As established in Employment Division v. Smith in 1990, the Court ruled that generally applicable laws (not specifically targeting a religion or its group) do not violate the 1st Amendment’s free exercise clause. This doctrine was utilized widely as an equitable precedent between religious and non-religious. However, recently, Justices Thomas, Alito, Gorsuch, Kavanaugh, and Barrett countered Smith’s efficacy in their ruling: “government regulations are not neutral”. In this way, they neuter Smith’s applicability and unfurl a host of subsequent questions: What defines a religious activity? In which cases can religious activities be regulated? If government laws are designed for public safety but “not neutral”, are unsafe religious activities allowed?

Justice Kagan, along with Breyer, Sotomayor, and Roberts, agree.

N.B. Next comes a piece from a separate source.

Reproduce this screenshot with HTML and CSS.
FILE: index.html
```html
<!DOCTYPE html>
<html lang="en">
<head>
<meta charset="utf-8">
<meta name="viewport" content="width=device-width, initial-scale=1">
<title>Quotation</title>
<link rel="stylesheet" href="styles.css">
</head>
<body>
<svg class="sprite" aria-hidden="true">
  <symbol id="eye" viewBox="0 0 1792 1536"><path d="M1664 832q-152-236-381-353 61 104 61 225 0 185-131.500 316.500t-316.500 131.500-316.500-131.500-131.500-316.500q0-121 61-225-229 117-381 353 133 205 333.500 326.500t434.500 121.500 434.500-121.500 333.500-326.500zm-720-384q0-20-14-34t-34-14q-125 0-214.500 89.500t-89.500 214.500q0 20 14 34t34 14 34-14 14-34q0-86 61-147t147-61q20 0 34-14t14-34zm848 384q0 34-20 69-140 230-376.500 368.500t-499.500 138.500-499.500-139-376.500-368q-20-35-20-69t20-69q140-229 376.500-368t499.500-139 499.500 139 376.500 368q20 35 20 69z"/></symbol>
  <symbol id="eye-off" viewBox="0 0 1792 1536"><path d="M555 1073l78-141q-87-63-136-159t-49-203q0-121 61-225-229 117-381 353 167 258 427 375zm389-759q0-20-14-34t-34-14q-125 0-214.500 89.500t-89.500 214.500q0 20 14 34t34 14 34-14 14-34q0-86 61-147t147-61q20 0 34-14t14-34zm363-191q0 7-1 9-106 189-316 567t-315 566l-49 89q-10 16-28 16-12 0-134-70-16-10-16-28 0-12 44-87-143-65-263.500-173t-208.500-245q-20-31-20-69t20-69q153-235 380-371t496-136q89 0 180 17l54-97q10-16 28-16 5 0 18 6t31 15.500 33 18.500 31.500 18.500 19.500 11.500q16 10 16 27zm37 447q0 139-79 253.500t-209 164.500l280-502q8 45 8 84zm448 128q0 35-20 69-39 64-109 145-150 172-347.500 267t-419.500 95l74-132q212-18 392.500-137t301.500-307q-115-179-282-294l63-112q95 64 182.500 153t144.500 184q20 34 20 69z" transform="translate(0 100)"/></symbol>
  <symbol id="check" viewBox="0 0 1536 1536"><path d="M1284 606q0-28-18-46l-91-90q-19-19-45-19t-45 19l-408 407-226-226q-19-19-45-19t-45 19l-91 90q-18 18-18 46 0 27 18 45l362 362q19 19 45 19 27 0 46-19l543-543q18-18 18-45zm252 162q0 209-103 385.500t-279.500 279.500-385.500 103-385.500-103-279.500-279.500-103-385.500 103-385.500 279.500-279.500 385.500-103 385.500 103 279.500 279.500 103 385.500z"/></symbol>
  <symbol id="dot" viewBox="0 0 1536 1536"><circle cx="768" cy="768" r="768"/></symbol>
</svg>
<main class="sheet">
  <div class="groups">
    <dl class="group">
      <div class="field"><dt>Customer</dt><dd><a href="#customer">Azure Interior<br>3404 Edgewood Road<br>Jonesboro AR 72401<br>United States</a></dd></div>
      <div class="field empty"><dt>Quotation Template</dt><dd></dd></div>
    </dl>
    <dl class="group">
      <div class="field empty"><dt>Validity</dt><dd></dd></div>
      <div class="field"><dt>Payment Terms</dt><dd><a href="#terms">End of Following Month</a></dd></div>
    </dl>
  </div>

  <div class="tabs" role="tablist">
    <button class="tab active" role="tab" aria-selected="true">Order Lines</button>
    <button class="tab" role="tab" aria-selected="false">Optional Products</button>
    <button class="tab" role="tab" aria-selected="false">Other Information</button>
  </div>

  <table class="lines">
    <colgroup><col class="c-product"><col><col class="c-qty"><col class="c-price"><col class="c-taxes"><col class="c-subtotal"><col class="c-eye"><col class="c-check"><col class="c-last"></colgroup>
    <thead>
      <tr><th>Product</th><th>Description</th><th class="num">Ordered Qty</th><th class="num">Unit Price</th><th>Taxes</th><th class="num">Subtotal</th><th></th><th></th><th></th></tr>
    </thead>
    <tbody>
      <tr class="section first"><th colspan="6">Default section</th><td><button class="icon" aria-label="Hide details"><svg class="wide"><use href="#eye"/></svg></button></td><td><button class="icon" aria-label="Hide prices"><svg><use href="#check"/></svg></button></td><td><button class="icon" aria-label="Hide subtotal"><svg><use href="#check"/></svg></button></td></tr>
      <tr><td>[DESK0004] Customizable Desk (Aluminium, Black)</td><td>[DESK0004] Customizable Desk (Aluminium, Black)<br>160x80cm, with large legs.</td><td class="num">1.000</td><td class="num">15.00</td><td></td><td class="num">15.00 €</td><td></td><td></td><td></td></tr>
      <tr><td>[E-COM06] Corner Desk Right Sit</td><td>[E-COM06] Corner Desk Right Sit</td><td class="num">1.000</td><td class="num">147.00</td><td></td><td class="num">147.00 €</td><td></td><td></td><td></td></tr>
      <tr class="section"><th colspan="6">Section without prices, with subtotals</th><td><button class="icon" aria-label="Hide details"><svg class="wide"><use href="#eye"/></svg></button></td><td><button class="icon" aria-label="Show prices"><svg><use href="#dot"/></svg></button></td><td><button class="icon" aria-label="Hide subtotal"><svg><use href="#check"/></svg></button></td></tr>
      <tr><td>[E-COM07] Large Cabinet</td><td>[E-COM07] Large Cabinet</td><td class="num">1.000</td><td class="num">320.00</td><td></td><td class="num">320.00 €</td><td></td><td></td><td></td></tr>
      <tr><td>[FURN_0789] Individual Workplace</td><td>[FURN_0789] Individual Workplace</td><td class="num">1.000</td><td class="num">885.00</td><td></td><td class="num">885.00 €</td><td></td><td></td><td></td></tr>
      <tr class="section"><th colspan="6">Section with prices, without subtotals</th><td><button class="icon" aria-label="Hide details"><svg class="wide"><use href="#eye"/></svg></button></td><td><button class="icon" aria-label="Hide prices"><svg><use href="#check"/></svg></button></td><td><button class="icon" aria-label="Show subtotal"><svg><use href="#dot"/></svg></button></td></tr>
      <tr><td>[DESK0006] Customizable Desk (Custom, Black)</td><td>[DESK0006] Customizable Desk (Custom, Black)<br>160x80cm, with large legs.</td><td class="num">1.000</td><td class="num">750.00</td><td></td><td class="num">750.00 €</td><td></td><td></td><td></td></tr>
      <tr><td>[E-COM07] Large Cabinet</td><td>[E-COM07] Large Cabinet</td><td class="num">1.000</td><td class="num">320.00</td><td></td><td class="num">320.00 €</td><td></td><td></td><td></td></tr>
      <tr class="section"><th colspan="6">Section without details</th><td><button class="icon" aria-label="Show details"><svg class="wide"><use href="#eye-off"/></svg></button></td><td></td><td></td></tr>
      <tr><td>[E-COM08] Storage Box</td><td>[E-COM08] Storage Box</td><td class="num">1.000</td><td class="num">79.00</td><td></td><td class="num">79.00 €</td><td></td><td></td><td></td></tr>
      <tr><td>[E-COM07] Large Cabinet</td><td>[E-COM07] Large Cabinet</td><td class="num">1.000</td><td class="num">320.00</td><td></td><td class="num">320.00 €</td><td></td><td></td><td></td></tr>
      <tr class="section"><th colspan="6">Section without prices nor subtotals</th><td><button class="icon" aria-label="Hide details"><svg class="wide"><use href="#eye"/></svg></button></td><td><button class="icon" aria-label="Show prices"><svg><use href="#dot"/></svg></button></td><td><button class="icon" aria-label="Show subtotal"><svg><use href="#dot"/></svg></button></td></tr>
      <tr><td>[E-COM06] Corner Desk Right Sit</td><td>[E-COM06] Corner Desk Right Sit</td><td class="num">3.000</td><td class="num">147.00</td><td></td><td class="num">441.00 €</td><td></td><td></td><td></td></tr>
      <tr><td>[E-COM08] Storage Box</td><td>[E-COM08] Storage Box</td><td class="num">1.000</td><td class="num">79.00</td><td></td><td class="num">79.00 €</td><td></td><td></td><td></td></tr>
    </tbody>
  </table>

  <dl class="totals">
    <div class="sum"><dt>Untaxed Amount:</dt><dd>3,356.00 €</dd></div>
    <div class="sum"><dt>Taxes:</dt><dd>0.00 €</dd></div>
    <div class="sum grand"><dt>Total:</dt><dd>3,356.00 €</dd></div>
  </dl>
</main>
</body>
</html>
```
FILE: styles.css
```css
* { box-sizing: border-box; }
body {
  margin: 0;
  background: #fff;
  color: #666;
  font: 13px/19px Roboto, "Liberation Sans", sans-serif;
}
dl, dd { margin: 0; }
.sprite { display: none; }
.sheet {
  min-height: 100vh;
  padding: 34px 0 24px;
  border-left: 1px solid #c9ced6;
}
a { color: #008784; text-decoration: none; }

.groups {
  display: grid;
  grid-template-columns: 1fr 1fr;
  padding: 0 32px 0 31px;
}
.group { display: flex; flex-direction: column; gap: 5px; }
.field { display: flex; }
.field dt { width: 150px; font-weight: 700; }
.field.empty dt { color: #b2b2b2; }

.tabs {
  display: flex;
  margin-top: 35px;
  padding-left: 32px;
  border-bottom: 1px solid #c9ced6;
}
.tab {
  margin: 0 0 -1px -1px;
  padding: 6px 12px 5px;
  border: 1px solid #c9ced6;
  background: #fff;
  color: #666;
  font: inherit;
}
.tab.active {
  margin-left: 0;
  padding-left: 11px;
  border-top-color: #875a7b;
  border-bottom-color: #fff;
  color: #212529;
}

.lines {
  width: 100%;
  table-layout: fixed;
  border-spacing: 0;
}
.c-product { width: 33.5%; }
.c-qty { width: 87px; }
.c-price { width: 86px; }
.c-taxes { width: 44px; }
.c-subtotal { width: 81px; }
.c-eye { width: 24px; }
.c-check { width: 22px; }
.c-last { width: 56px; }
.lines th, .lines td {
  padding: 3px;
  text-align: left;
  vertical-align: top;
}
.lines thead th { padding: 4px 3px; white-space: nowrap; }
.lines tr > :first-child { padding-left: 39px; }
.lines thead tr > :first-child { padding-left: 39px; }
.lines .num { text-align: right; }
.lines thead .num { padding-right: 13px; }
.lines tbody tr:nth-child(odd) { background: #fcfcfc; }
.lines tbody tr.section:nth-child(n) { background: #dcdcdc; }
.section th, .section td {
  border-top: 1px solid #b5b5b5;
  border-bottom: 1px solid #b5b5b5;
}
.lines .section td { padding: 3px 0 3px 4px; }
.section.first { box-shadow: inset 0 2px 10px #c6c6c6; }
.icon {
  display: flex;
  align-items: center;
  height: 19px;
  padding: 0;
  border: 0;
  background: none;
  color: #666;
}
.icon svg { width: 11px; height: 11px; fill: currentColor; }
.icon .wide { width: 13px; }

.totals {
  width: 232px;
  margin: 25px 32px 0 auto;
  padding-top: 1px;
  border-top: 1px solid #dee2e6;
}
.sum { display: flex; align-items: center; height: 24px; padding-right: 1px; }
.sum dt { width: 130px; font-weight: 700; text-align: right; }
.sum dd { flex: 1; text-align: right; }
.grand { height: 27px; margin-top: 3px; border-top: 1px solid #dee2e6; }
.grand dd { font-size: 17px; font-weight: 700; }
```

Kagan specifically cites the difference in length between at-home and commercial settings, the difference in respiration between prolonged conversations and commercial transactions, and the difference between unventilated, small home gatherings and socially-distanced, masked corporations. Despite this, the Conservative bloc of the Court decided Newsom in favor of Tandon and religious organizations. 

The Court establishes four determinants in religious-government cases: (1) neutrality and general applicability pursuant to the Free Exercise Clause, (2) comparability of risk and regulation, (3) scrutability of unprejudiced government enforcement, and (4) the government’s modified rules during litigation does not alter the plaintiff’s original case. 

Though Newsom should be a victory for religious communities, the American judicial system’s Islamophobic and anti-Abrahamic systemic slant proves otherwise. In 2019’s Dunn v. Ray, an Alabama Court rejected a Muslim death row inmate appeal for final prayers with an imam. However, this luxury was afforded to Christians and pastors. Furthermore, in 2018’s Trump v. Hawaii, a ‘Muslim ban’ policy was temporarily upheld despite violation of the Free Exercise Clause of the First Amendment. In this lens, Tandon v. Newsom, is inherently biased towards protecting Christian religious rights. Nevertheless, Justice Barrett’s sway vote in upending Smith indicates that this religious tide is beginning to shift.